## start RECORDED DATA

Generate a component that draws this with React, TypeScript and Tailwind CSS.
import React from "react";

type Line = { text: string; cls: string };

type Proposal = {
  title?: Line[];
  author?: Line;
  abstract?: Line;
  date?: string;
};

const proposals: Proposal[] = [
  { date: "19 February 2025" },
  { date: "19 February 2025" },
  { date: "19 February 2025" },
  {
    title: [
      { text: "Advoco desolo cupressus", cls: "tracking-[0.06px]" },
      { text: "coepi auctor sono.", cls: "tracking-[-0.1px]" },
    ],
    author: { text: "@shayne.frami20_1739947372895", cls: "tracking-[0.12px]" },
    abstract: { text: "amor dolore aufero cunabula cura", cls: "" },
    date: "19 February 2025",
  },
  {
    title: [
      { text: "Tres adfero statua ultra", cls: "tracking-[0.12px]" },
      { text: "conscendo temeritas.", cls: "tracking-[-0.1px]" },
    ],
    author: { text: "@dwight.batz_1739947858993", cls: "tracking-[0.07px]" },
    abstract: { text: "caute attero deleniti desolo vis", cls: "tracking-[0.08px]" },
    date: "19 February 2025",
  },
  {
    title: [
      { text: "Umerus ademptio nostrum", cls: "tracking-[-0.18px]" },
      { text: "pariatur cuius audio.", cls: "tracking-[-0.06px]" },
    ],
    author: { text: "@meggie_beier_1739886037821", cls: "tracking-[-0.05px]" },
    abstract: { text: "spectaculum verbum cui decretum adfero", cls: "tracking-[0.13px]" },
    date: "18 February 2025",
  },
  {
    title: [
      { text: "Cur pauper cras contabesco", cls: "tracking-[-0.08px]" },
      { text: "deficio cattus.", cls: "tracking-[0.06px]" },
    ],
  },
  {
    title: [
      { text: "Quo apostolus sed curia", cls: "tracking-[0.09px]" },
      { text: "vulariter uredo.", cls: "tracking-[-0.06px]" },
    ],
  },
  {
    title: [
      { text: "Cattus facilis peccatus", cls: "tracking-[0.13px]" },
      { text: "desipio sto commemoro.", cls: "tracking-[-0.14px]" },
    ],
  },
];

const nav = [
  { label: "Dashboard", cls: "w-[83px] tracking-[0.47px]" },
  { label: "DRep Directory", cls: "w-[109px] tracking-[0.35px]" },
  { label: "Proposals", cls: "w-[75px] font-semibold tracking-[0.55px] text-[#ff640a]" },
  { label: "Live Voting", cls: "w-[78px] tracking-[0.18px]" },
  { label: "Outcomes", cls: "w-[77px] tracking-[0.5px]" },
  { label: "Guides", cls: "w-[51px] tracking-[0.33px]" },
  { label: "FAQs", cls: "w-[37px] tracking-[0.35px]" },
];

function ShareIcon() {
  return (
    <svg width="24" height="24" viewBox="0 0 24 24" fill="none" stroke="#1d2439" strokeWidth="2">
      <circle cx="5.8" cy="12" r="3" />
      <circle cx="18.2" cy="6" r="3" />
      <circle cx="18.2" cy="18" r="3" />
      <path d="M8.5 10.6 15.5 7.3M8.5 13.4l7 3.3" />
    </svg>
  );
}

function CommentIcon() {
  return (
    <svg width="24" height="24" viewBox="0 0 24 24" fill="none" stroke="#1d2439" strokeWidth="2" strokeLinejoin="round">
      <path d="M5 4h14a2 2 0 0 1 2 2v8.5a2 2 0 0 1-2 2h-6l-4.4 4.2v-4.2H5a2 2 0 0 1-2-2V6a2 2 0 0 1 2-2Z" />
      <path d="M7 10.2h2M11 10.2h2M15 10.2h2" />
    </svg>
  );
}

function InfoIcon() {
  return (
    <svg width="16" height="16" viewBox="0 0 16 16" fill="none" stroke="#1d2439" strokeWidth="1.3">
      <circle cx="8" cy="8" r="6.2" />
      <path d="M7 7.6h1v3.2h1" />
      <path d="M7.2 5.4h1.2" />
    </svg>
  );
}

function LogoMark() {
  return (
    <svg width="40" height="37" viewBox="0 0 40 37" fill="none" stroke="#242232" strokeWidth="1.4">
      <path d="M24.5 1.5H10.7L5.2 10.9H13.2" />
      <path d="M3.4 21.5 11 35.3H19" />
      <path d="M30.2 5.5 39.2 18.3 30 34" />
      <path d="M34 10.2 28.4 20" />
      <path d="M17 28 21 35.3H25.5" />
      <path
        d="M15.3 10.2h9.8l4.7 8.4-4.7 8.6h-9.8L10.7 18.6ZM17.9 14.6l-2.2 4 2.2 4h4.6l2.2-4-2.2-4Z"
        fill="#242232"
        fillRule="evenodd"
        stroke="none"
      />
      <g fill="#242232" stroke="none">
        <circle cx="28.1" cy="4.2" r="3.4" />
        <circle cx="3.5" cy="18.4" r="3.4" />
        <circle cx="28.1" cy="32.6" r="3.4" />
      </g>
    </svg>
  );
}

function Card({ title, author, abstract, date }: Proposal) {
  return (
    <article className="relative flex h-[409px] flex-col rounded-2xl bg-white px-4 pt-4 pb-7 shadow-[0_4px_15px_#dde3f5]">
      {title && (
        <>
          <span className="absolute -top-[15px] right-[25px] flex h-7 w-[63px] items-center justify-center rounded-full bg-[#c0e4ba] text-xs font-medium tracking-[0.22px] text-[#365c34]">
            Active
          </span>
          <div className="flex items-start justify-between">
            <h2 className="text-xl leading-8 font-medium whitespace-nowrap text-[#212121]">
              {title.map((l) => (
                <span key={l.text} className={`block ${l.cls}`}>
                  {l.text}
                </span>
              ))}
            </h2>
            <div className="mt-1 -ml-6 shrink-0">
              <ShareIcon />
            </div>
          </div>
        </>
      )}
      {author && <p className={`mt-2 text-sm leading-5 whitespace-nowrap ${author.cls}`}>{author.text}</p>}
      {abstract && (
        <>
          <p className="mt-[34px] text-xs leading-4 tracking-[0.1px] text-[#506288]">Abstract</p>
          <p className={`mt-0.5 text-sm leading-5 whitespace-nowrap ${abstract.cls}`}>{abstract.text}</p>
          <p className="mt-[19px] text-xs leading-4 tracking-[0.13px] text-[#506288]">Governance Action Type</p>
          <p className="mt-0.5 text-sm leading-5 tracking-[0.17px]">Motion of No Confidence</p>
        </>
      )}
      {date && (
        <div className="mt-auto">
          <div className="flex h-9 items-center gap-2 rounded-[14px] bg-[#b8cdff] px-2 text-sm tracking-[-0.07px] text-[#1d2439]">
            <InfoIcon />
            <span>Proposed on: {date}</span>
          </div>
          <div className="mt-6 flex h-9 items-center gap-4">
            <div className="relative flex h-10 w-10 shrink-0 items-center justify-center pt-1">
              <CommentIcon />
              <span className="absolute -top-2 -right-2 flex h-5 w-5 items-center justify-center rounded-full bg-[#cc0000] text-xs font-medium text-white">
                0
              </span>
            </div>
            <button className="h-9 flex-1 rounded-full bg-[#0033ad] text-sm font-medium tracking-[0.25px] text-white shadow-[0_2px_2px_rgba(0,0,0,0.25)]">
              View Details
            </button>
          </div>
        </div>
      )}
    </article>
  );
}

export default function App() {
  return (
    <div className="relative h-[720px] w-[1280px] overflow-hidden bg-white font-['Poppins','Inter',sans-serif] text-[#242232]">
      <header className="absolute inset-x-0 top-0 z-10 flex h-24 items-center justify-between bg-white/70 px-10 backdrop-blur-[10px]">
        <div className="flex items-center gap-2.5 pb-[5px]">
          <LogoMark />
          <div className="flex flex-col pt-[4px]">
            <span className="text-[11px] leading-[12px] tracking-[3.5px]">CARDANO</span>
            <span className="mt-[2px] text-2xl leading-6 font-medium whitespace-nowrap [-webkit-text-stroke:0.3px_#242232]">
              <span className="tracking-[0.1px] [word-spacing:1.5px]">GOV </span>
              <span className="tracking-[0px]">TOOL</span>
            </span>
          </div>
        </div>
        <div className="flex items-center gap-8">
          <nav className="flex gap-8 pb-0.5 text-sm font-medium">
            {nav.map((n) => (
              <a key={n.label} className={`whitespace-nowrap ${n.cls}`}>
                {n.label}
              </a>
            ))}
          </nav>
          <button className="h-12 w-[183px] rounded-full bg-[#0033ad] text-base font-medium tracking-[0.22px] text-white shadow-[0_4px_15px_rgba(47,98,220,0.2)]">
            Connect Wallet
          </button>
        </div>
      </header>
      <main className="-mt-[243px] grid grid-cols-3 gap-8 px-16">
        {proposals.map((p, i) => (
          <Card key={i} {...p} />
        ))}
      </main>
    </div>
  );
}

## end RECORDED DATA

§ **REQUIRED TASK**:
Pull out all lines containing "React".

§ **ANSWER FOR THE TASK**:
Generate a component that draws this with React, TypeScript and Tailwind CSS.
import React from "react";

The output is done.